EXERCISE REQUIREMENTS: Images are not part of the copy; transcribe all the data exactly.

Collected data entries
— begin —
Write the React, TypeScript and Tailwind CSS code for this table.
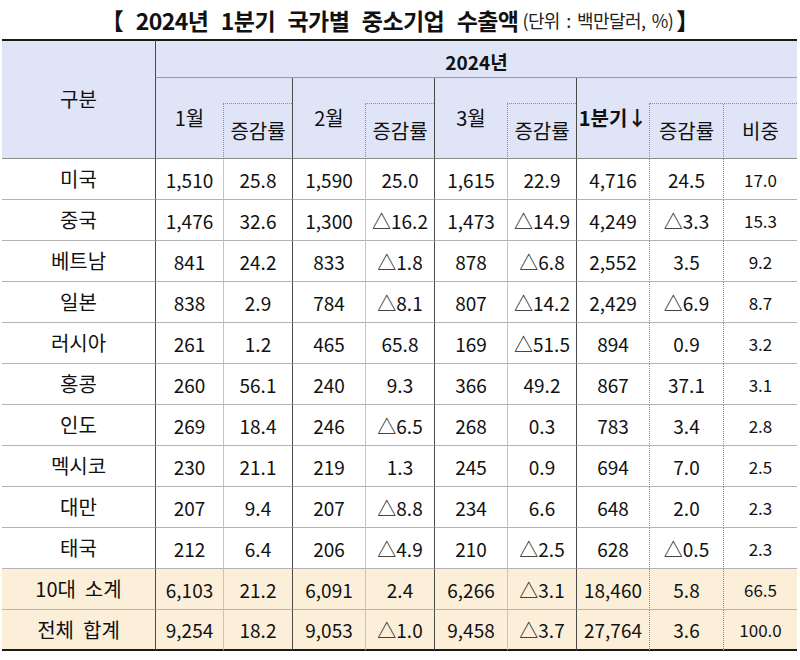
import React from "react";

interface Row {
  name: string;
  values: string[];
  total?: boolean;
}

const ROWS: Row[] = [
  { name: "미국", values: ["1,510", "25.8", "1,590", "25.0", "1,615", "22.9", "4,716", "24.5", "17.0"] },
  { name: "중국", values: ["1,476", "32.6", "1,300", "△16.2", "1,473", "△14.9", "4,249", "△3.3", "15.3"] },
  { name: "베트남", values: ["841", "24.2", "833", "△1.8", "878", "△6.8", "2,552", "3.5", "9.2"] },
  { name: "일본", values: ["838", "2.9", "784", "△8.1", "807", "△14.2", "2,429", "△6.9", "8.7"] },
  { name: "러시아", values: ["261", "1.2", "465", "65.8", "169", "△51.5", "894", "0.9", "3.2"] },
  { name: "홍콩", values: ["260", "56.1", "240", "9.3", "366", "49.2", "867", "37.1", "3.1"] },
  { name: "인도", values: ["269", "18.4", "246", "△6.5", "268", "0.3", "783", "3.4", "2.8"] },
  { name: "멕시코", values: ["230", "21.1", "219", "1.3", "245", "0.9", "694", "7.0", "2.5"] },
  { name: "대만", values: ["207", "9.4", "207", "△8.8", "234", "6.6", "648", "2.0", "2.3"] },
  { name: "태국", values: ["212", "6.4", "206", "△4.9", "210", "△2.5", "628", "△0.5", "2.3"] },
  { name: "10대  소계", values: ["6,103", "21.2", "6,091", "2.4", "6,266", "△3.1", "18,460", "5.8", "66.5"], total: true },
  { name: "전체  합계", values: ["9,254", "18.2", "9,053", "△1.0", "9,458", "△3.7", "27,764", "3.6", "100.0"], total: true },
];

// left border per value column (index 0..8)
const BODY_LEFT = [
  "border-l border-l-[#4a4a4a]",
  "border-l border-l-[#c4c4c4]",
  "border-l border-l-[#4a4a4a]",
  "border-l border-l-[#c4c4c4]",
  "border-l border-l-[#4a4a4a]",
  "border-l border-l-[#c4c4c4]",
  "border-l border-l-[#4a4a4a]",
  "border-l border-dotted border-l-[#8a8a8a]",
  "border-l border-dotted border-l-[#8a8a8a]",
];

export default function App() {
  return (
    <div className="h-[660px] w-[800px] bg-white font-['Noto_Sans_CJK_KR','Noto_Sans',sans-serif] text-[#111]">
      <div className="flex h-[39px] items-center justify-center pt-[1px] leading-none">
        <span className="text-[23px] font-bold tracking-[-0.6px] [word-spacing:8px]">
          【 2024년 1분기 국가별 중소기업 수출액
        </span>
        <span className="ml-[4px] text-[18px] tracking-[-0.6px] text-[#222] [word-spacing:3px]">(단위 : 백만달러, %)</span>
        <span className="ml-[3px] text-[23px] font-bold">】</span>
      </div>

      <table className="ml-[2px] w-[795px] table-fixed border-separate border-spacing-0 text-center text-[19px] leading-none">
        <colgroup>
          <col className="w-[153px]" />
          <col className="w-[68px]" />
          <col className="w-[69px]" />
          <col className="w-[73px]" />
          <col className="w-[69px]" />
          <col className="w-[73px]" />
          <col className="w-[69px]" />
          <col className="w-[73px]" />
          <col className="w-[74px]" />
          <col className="w-[74px]" />
        </colgroup>
        <thead className="bg-[#dfe4f7] text-[20px]">
          <tr className="h-[39px]">
            <th
              rowSpan={3}
              className="border-t-2 border-b border-t-[#1a1a1a] border-b-[#8c8c8c] pb-[2px] font-normal"
            >
              구분
            </th>
            <th
              colSpan={10}
              className="border-t-2 border-b border-l border-t-[#1a1a1a] border-b-[#9a9a9a] border-l-[#4a4a4a] pt-[4px] text-[19px] font-bold"
            >
              2024년
            </th>
          </tr>
          <tr className="h-[26px]">
            <th rowSpan={2} className="border-b border-l border-b-[#8c8c8c] border-l-[#4a4a4a] pb-[1px] font-normal">
              1월
            </th>
            <th className="border-b border-dotted border-b-[#8a8a8a]" />
            <th rowSpan={2} className="border-b border-l border-b-[#8c8c8c] border-l-[#4a4a4a] pb-[1px] font-normal">
              2월
            </th>
            <th className="border-b border-dotted border-b-[#8a8a8a]" />
            <th rowSpan={2} className="border-b border-l border-b-[#8c8c8c] border-l-[#4a4a4a] pb-[1px] font-normal">
              3월
            </th>
            <th className="border-b border-dotted border-b-[#8a8a8a]" />
            <th rowSpan={2} className="border-b border-l border-b-[#8c8c8c] border-l-[#4a4a4a] pb-[1px] font-bold">
              1분기↓
            </th>
            <th colSpan={2} className="border-b border-dotted border-b-[#8a8a8a]" />
          </tr>
          <tr className="h-[55px]">
            {["증감률", "증감률", "증감률", "증감률", "비중"].map((label, i) => (
              <th
                key={i}
                className="border-b border-l border-dotted border-b-[#8c8c8c] border-l-[#8a8a8a] [border-bottom-style:solid] font-normal"
              >
                {label}
              </th>
            ))}
          </tr>
        </thead>
        <tbody>
          {ROWS.map((row, r) => {
            const last = r === ROWS.length - 1;
            const bottom = last
              ? "border-b-2 border-b-[#1a1a1a]"
              : "border-b border-b-[#b3b3b3]";
            return (
              <tr key={row.name} className={`h-[41px] ${row.total ? "bg-[#fcefda]" : ""}`}>
                <td className={`${bottom} whitespace-pre text-[20px]`}>{row.name}</td>
                {row.values.map((v, i) => (
                  <td
                    key={i}
                    className={`${bottom} ${BODY_LEFT[i]} ${i === 8 ? "text-[17px]" : ""} ${
                      i === 7 || i === 8 ? "[border-bottom-style:solid]" : ""
                    }`}
                  >
                    {v}
                  </td>
                ))}
              </tr>
            );
          })}
        </tbody>
      </table>
    </div>
  );
}
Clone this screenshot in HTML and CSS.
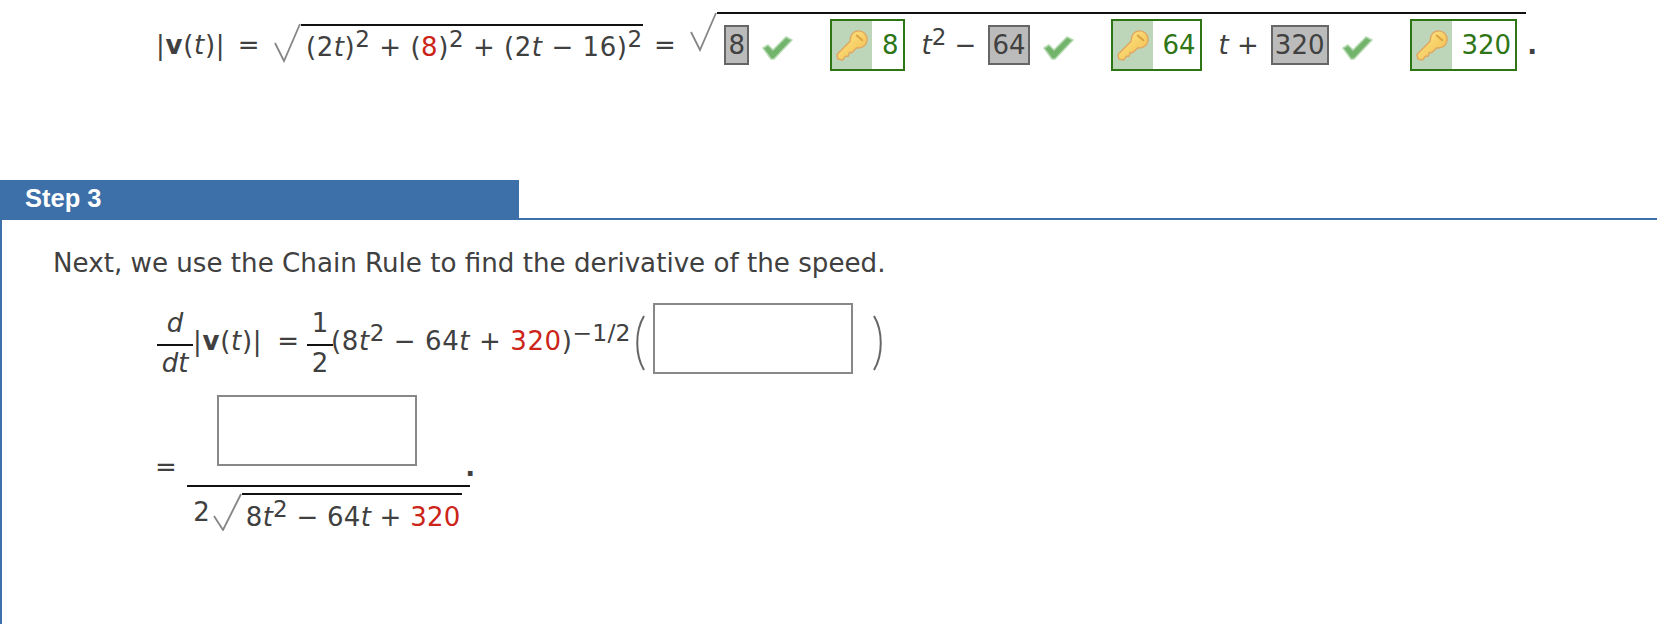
— end —
WRITTEN RESPONSE:
Write the React, TypeScript and Tailwind CSS code for this table.
import React from "react";

interface Row {
  name: string;
  values: string[];
  total?: boolean;
}

const ROWS: Row[] = [
  { name: "미국", values: ["1,510", "25.8", "1,590", "25.0", "1,615", "22.9", "4,716", "24.5", "17.0"] },
  { name: "중국", values: ["1,476", "32.6", "1,300", "△16.2", "1,473", "△14.9", "4,249", "△3.3", "15.3"] },
  { name: "베트남", values: ["841", "24.2", "833", "△1.8", "878", "△6.8", "2,552", "3.5", "9.2"] },
  { name: "일본", values: ["838", "2.9", "784", "△8.1", "807", "△14.2", "2,429", "△6.9", "8.7"] },
  { name: "러시아", values: ["261", "1.2", "465", "65.8", "169", "△51.5", "894", "0.9", "3.2"] },
  { name: "홍콩", values: ["260", "56.1", "240", "9.3", "366", "49.2", "867", "37.1", "3.1"] },
  { name: "인도", values: ["269", "18.4", "246", "△6.5", "268", "0.3", "783", "3.4", "2.8"] },
  { name: "멕시코", values: ["230", "21.1", "219", "1.3", "245", "0.9", "694", "7.0", "2.5"] },
  { name: "대만", values: ["207", "9.4", "207", "△8.8", "234", "6.6", "648", "2.0", "2.3"] },
  { name: "태국", values: ["212", "6.4", "206", "△4.9", "210", "△2.5", "628", "△0.5", "2.3"] },
  { name: "10대  소계", values: ["6,103", "21.2", "6,091", "2.4", "6,266", "△3.1", "18,460", "5.8", "66.5"], total: true },
  { name: "전체  합계", values: ["9,254", "18.2", "9,053", "△1.0", "9,458", "△3.7", "27,764", "3.6", "100.0"], total: true },
];

// left border per value column (index 0..8)
const BODY_LEFT = [
  "border-l border-l-[#4a4a4a]",
  "border-l border-l-[#c4c4c4]",
  "border-l border-l-[#4a4a4a]",
  "border-l border-l-[#c4c4c4]",
  "border-l border-l-[#4a4a4a]",
  "border-l border-l-[#c4c4c4]",
  "border-l border-l-[#4a4a4a]",
  "border-l border-dotted border-l-[#8a8a8a]",
  "border-l border-dotted border-l-[#8a8a8a]",
];

export default function App() {
  return (
    <div className="h-[660px] w-[800px] bg-white font-['Noto_Sans_CJK_KR','Noto_Sans',sans-serif] text-[#111]">
      <div className="flex h-[39px] items-center justify-center pt-[1px] leading-none">
        <span className="text-[23px] font-bold tracking-[-0.6px] [word-spacing:8px]">
          【 2024년 1분기 국가별 중소기업 수출액
        </span>
        <span className="ml-[4px] text-[18px] tracking-[-0.6px] text-[#222] [word-spacing:3px]">(단위 : 백만달러, %)</span>
        <span className="ml-[3px] text-[23px] font-bold">】</span>
      </div>

      <table className="ml-[2px] w-[795px] table-fixed border-separate border-spacing-0 text-center text-[19px] leading-none">
        <colgroup>
          <col className="w-[153px]" />
          <col className="w-[68px]" />
          <col className="w-[69px]" />
          <col className="w-[73px]" />
          <col className="w-[69px]" />
          <col className="w-[73px]" />
          <col className="w-[69px]" />
          <col className="w-[73px]" />
          <col className="w-[74px]" />
          <col className="w-[74px]" />
        </colgroup>
        <thead className="bg-[#dfe4f7] text-[20px]">
          <tr className="h-[39px]">
            <th
              rowSpan={3}
              className="border-t-2 border-b border-t-[#1a1a1a] border-b-[#8c8c8c] pb-[2px] font-normal"
            >
              구분
            </th>
            <th
              colSpan={10}
              className="border-t-2 border-b border-l border-t-[#1a1a1a] border-b-[#9a9a9a] border-l-[#4a4a4a] pt-[4px] text-[19px] font-bold"
            >
              2024년
            </th>
          </tr>
          <tr className="h-[26px]">
            <th rowSpan={2} className="border-b border-l border-b-[#8c8c8c] border-l-[#4a4a4a] pb-[1px] font-normal">
              1월
            </th>
            <th className="border-b border-dotted border-b-[#8a8a8a]" />
            <th rowSpan={2} className="border-b border-l border-b-[#8c8c8c] border-l-[#4a4a4a] pb-[1px] font-normal">
              2월
            </th>
            <th className="border-b border-dotted border-b-[#8a8a8a]" />
            <th rowSpan={2} className="border-b border-l border-b-[#8c8c8c] border-l-[#4a4a4a] pb-[1px] font-normal">
              3월
            </th>
            <th className="border-b border-dotted border-b-[#8a8a8a]" />
            <th rowSpan={2} className="border-b border-l border-b-[#8c8c8c] border-l-[#4a4a4a] pb-[1px] font-bold">
              1분기↓
            </th>
            <th colSpan={2} className="border-b border-dotted border-b-[#8a8a8a]" />
          </tr>
          <tr className="h-[55px]">
            {["증감률", "증감률", "증감률", "증감률", "비중"].map((label, i) => (
              <th
                key={i}
                className="border-b border-l border-dotted border-b-[#8c8c8c] border-l-[#8a8a8a] [border-bottom-style:solid] font-normal"
              >
                {label}
              </th>
            ))}
          </tr>
        </thead>
        <tbody>
          {ROWS.map((row, r) => {
            const last = r === ROWS.length - 1;
            const bottom = last
              ? "border-b-2 border-b-[#1a1a1a]"
              : "border-b border-b-[#b3b3b3]";
            return (
              <tr key={row.name} className={`h-[41px] ${row.total ? "bg-[#fcefda]" : ""}`}>
                <td className={`${bottom} whitespace-pre text-[20px]`}>{row.name}</td>
                {row.values.map((v, i) => (
                  <td
                    key={i}
                    className={`${bottom} ${BODY_LEFT[i]} ${i === 8 ? "text-[17px]" : ""} ${
                      i === 7 || i === 8 ? "[border-bottom-style:solid]" : ""
                    }`}
                  >
                    {v}
                  </td>
                ))}
              </tr>
            );
          })}
        </tbody>
      </table>
    </div>
  );
}
Clone this screenshot in HTML and CSS.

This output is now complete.